### Task prompt
Gather the lines from the material that contain "styled".

### Supplied data
+-------+

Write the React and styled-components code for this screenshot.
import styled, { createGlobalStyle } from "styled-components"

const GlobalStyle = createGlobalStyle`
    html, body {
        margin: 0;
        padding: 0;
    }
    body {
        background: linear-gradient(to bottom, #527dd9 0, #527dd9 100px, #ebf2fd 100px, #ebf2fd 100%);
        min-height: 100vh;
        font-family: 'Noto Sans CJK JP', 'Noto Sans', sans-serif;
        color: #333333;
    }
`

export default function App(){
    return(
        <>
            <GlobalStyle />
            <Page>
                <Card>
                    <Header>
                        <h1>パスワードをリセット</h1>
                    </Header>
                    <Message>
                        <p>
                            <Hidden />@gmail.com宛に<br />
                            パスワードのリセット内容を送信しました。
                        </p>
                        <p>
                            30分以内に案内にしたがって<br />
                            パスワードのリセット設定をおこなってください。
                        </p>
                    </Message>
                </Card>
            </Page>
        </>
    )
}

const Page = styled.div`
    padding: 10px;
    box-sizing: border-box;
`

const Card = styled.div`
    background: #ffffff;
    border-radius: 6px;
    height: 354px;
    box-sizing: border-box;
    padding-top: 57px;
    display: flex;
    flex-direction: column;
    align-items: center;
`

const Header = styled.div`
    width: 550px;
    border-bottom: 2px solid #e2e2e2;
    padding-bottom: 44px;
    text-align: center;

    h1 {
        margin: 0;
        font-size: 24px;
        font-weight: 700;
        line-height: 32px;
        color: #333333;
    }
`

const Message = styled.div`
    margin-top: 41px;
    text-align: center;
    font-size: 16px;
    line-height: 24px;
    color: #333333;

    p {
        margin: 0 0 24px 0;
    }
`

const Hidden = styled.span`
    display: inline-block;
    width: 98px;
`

+-------+

### Full response
Write the React and styled-components code for this screenshot.
import styled, { createGlobalStyle } from "styled-components"
const Page = styled.div`
const Card = styled.div`
const Header = styled.div`
const Message = styled.div`
const Hidden = styled.span`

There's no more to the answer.